Light attenuation as a substitute for nutrient supply for maximizing protein content in Gracilaria cornea (Rhodophyta): Modeling nitrogen and phosphorus supplementation using a pharmacokinetic approach

Abstract

Purpose

This study explores the potential of utilizing light stress as an alternative to nutrient pulse feeding to maximize protein content in a marine red seaweed.

Methods

A land-based setup of seaweed culture tanks was established over two seasons in the easternmost Mediterranean Sea in Israel. Culture tanks were randomly assigned to different regimes of light intensity and nutrient pulse feeding. In-situ spectral measurements and Artificial Neural Network (ANN) algorithm were used to determine protein content accumulation.

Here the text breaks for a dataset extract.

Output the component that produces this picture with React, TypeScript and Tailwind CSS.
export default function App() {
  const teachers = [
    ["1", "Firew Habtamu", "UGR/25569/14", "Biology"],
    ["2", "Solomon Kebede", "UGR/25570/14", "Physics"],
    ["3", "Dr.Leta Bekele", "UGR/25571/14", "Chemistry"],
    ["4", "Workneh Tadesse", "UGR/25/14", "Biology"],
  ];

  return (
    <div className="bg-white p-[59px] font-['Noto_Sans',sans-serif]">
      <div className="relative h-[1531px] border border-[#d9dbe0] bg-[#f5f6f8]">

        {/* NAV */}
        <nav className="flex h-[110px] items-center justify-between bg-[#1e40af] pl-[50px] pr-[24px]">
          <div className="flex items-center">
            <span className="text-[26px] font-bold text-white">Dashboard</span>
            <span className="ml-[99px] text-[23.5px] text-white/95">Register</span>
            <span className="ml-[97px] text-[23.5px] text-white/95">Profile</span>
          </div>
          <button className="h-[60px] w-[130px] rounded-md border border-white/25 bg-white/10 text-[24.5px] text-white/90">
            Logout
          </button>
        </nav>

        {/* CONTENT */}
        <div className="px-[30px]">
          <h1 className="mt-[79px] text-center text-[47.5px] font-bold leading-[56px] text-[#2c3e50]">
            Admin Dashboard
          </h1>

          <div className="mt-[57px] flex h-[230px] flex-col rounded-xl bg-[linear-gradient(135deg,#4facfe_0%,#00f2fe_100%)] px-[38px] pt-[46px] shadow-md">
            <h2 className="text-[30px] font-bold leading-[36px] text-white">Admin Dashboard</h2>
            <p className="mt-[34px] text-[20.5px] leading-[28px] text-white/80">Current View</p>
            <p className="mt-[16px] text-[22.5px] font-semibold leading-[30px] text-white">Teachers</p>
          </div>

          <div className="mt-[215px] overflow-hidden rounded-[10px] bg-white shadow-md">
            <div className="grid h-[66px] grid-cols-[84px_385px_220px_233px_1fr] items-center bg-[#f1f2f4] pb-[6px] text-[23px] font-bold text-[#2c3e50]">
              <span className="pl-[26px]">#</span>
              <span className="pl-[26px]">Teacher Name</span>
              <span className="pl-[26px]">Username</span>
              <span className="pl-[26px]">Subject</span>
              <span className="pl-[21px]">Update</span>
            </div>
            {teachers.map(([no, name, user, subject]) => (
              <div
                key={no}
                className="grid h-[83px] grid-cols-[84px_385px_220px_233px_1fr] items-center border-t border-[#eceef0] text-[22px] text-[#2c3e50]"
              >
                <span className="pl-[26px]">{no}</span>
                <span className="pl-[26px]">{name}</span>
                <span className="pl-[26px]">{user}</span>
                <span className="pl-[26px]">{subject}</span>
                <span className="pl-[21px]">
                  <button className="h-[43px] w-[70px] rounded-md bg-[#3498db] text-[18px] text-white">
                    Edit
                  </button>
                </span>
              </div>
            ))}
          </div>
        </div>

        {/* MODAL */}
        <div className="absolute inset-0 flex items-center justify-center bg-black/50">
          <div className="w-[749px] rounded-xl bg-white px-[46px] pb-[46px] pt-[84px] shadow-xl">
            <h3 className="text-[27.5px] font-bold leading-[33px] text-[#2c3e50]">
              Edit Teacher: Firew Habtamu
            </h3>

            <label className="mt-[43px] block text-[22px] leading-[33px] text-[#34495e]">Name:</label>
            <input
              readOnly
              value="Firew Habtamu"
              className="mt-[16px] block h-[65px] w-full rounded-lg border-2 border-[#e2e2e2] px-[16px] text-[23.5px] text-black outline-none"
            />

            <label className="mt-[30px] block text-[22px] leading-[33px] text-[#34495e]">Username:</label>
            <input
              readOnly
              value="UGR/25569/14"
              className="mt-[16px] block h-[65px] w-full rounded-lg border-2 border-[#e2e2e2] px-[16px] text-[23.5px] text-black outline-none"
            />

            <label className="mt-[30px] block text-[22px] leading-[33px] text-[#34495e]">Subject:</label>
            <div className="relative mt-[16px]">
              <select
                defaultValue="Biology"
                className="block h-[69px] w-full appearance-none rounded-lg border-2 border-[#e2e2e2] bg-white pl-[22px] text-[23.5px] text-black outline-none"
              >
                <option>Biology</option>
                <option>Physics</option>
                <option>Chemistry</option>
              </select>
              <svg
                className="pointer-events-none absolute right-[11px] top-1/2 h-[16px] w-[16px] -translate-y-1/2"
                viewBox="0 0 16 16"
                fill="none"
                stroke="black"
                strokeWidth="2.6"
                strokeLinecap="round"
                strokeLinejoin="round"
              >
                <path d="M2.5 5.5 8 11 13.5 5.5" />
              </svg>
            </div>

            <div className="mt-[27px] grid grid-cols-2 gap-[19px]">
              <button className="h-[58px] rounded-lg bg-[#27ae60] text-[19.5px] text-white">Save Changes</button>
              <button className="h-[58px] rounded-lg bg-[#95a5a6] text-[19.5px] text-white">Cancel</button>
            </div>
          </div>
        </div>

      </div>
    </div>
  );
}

A pharmacokinetic approach determined nutrient dose efficacy and a decision support model identified biotic and abiotic factors affecting protein yield and optimal harvesting day.

Results

The cultivation day, treated as a nominal classification fixed variable, was significant in capturing the non-linear response of protein expression. Pulse feeding dosage at the start point and light intensity attenuation were also significant. Results demonstrated a regulated relationship between light attenuation and nutrient assimilation, modulating an adaptive biochemical response of protein manifestation utilized for photosynthesis. Optimal protein content of 19.08 % of seaweed dry weight was achieved at day 14, regardless of fertilization regimes. This was stimulated by high-level pulse additions of 2.0 mM NH4+ and 0.2 mM PO₄³⁻ at the start, followed by nitrogen starvation and light intensity attenuation to around 8 μmol photons m⁻² s⁻¹.

Conclusion

The suggested cultivation strategy enhances photosynthetic activity and protein biosynthesis, reducing the need for inorganic fertilization and associated costs. This approach promotes environmental and financial sustainability in protein enriched seaweed production.